▶ [WHAT YOU WILL DO]
Restate each line word for word. Leave out every picture.

** begin RECORDED INFORMATION **

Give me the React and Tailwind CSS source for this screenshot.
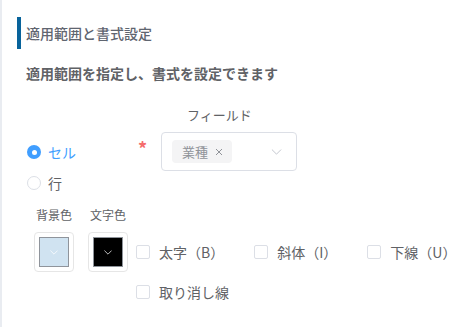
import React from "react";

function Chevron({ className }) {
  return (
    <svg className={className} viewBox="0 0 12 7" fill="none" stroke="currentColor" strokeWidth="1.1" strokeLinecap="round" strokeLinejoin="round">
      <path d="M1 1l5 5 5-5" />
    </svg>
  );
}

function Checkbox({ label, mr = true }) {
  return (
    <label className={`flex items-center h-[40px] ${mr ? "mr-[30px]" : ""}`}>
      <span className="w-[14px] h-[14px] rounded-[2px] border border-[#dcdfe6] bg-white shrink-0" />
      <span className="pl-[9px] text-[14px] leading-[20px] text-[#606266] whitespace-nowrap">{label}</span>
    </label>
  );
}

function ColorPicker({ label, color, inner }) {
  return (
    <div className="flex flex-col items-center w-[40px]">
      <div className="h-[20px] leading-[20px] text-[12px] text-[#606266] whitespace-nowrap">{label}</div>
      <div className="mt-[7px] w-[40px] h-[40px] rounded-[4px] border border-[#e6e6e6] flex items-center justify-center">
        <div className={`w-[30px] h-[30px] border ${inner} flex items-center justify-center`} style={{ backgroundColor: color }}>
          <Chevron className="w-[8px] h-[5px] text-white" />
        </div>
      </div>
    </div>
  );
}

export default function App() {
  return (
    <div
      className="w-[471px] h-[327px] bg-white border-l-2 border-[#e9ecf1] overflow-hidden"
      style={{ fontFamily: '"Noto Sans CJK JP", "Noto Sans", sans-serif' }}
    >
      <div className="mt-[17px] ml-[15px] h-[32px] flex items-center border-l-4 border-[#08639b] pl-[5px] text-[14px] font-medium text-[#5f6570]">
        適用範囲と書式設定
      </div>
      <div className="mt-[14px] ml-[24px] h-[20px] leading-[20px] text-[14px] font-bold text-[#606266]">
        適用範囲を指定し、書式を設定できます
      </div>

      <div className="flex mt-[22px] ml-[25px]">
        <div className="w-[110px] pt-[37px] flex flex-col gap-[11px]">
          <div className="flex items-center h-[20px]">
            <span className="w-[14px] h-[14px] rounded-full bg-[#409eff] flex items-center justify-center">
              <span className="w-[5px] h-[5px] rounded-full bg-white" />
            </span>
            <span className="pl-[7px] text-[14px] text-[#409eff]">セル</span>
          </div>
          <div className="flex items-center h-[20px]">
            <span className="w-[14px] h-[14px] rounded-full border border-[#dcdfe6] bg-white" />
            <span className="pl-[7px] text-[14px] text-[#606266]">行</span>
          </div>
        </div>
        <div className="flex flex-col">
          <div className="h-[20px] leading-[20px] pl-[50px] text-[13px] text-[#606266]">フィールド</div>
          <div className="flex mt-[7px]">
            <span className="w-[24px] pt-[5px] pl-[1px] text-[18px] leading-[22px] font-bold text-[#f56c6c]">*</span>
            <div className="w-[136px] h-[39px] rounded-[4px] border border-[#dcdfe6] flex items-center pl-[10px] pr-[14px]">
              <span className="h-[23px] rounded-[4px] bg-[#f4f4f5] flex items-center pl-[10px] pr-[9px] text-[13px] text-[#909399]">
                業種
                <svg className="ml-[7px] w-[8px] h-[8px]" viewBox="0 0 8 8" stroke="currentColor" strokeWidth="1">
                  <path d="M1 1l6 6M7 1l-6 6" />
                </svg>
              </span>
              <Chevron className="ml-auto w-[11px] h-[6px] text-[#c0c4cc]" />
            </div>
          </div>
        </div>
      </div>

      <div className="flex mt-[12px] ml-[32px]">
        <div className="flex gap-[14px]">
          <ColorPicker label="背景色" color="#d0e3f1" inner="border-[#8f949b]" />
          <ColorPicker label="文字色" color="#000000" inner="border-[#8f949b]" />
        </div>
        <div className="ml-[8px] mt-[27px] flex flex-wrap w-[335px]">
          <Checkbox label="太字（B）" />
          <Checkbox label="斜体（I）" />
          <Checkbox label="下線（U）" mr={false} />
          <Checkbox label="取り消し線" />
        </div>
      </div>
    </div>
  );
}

** end RECORDED INFORMATION **

▶ [PROBLEM SOLUTION]
Give me the React and Tailwind CSS source for this screenshot.
import React from "react";

function Chevron({ className }) {
  return (
    <svg className={className} viewBox="0 0 12 7" fill="none" stroke="currentColor" strokeWidth="1.1" strokeLinecap="round" strokeLinejoin="round">
      <path d="M1 1l5 5 5-5" />
    </svg>
  );
}

function Checkbox({ label, mr = true }) {
  return (
    <label className={`flex items-center h-[40px] ${mr ? "mr-[30px]" : ""}`}>
      <span className="w-[14px] h-[14px] rounded-[2px] border border-[#dcdfe6] bg-white shrink-0" />
      <span className="pl-[9px] text-[14px] leading-[20px] text-[#606266] whitespace-nowrap">{label}</span>
    </label>
  );
}

function ColorPicker({ label, color, inner }) {
  return (
    <div className="flex flex-col items-center w-[40px]">
      <div className="h-[20px] leading-[20px] text-[12px] text-[#606266] whitespace-nowrap">{label}</div>
      <div className="mt-[7px] w-[40px] h-[40px] rounded-[4px] border border-[#e6e6e6] flex items-center justify-center">
        <div className={`w-[30px] h-[30px] border ${inner} flex items-center justify-center`} style={{ backgroundColor: color }}>
          <Chevron className="w-[8px] h-[5px] text-white" />
        </div>
      </div>
    </div>
  );
}

export default function App() {
  return (
    <div
      className="w-[471px] h-[327px] bg-white border-l-2 border-[#e9ecf1] overflow-hidden"
      style={{ fontFamily: '"Noto Sans CJK JP", "Noto Sans", sans-serif' }}
    >
      <div className="mt-[17px] ml-[15px] h-[32px] flex items-center border-l-4 border-[#08639b] pl-[5px] text-[14px] font-medium text-[#5f6570]">
        適用範囲と書式設定
      </div>
      <div className="mt-[14px] ml-[24px] h-[20px] leading-[20px] text-[14px] font-bold text-[#606266]">
        適用範囲を指定し、書式を設定できます
      </div>

      <div className="flex mt-[22px] ml-[25px]">
        <div className="w-[110px] pt-[37px] flex flex-col gap-[11px]">
          <div className="flex items-center h-[20px]">
            <span className="w-[14px] h-[14px] rounded-full bg-[#409eff] flex items-center justify-center">
              <span className="w-[5px] h-[5px] rounded-full bg-white" />
            </span>
            <span className="pl-[7px] text-[14px] text-[#409eff]">セル</span>
          </div>
          <div className="flex items-center h-[20px]">
            <span className="w-[14px] h-[14px] rounded-full border border-[#dcdfe6] bg-white" />
            <span className="pl-[7px] text-[14px] text-[#606266]">行</span>
          </div>
        </div>
        <div className="flex flex-col">
          <div className="h-[20px] leading-[20px] pl-[50px] text-[13px] text-[#606266]">フィールド</div>
          <div className="flex mt-[7px]">
            <span className="w-[24px] pt-[5px] pl-[1px] text-[18px] leading-[22px] font-bold text-[#f56c6c]">*</span>
            <div className="w-[136px] h-[39px] rounded-[4px] border border-[#dcdfe6] flex items-center pl-[10px] pr-[14px]">
              <span className="h-[23px] rounded-[4px] bg-[#f4f4f5] flex items-center pl-[10px] pr-[9px] text-[13px] text-[#909399]">
                業種
                <svg className="ml-[7px] w-[8px] h-[8px]" viewBox="0 0 8 8" stroke="currentColor" strokeWidth="1">
                  <path d="M1 1l6 6M7 1l-6 6" />
                </svg>
              </span>
              <Chevron className="ml-auto w-[11px] h-[6px] text-[#c0c4cc]" />
            </div>
          </div>
        </div>
      </div>

      <div className="flex mt-[12px] ml-[32px]">
        <div className="flex gap-[14px]">
          <ColorPicker label="背景色" color="#d0e3f1" inner="border-[#8f949b]" />
          <ColorPicker label="文字色" color="#000000" inner="border-[#8f949b]" />
        </div>
        <div className="ml-[8px] mt-[27px] flex flex-wrap w-[335px]">
          <Checkbox label="太字（B）" />
          <Checkbox label="斜体（I）" />
          <Checkbox label="下線（U）" mr={false} />
          <Checkbox label="取り消し線" />
        </div>
      </div>
    </div>
  );
}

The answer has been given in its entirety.